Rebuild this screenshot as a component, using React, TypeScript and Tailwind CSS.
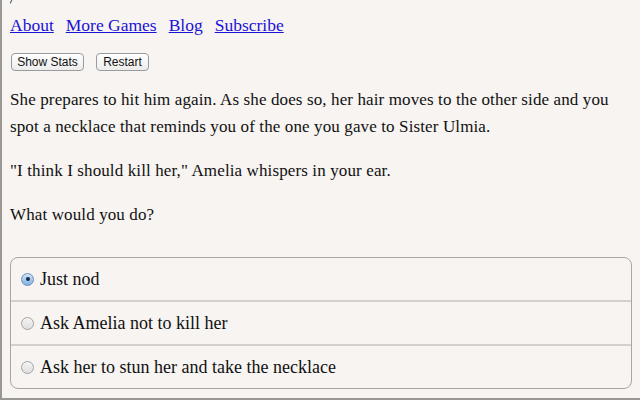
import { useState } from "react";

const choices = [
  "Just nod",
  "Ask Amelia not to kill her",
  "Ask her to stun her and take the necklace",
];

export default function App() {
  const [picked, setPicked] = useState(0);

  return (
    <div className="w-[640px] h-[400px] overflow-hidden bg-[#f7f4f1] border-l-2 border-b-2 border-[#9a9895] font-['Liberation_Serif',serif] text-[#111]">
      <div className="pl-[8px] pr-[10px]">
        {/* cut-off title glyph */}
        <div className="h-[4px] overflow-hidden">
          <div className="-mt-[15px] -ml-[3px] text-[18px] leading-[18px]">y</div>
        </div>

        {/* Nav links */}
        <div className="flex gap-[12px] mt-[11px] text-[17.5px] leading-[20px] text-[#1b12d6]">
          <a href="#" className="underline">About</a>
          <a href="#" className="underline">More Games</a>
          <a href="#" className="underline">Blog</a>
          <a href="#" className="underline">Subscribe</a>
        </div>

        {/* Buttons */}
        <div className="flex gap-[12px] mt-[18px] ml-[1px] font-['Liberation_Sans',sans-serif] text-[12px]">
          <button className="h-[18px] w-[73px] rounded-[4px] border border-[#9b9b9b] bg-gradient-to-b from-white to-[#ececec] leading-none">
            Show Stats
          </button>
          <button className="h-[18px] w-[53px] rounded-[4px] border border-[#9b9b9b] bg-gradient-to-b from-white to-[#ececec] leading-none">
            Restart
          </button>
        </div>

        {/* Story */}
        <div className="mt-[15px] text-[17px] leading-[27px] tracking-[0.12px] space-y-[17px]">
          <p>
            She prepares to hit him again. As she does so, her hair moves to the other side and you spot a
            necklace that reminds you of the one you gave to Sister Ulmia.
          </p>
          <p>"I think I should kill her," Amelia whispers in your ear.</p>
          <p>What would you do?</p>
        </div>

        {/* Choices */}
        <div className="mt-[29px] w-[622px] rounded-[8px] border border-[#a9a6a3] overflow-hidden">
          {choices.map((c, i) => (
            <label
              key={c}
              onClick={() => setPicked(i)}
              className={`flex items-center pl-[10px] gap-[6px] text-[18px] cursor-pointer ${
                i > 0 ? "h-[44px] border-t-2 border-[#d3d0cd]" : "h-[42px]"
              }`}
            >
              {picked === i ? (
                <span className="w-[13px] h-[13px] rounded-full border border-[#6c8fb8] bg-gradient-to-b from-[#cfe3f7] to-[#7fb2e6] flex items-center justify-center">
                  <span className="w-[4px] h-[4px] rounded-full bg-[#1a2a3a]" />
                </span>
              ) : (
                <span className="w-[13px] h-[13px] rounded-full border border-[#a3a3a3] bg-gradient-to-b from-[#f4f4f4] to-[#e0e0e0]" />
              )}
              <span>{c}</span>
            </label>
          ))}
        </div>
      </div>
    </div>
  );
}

※

◆ **WHAT THIS TASK INVOLVES**: Write out the lines from the start of the material to the line with "const [picked, setPicked] = useState(0);", inclusive and exactly. Skip the pictures.

◆ **TASK OUTPUT**:
Rebuild this screenshot as a component, using React, TypeScript and Tailwind CSS.
import { useState } from "react";

const choices = [
  "Just nod",
  "Ask Amelia not to kill her",
  "Ask her to stun her and take the necklace",
];

export default function App() {
  const [picked, setPicked] = useState(0);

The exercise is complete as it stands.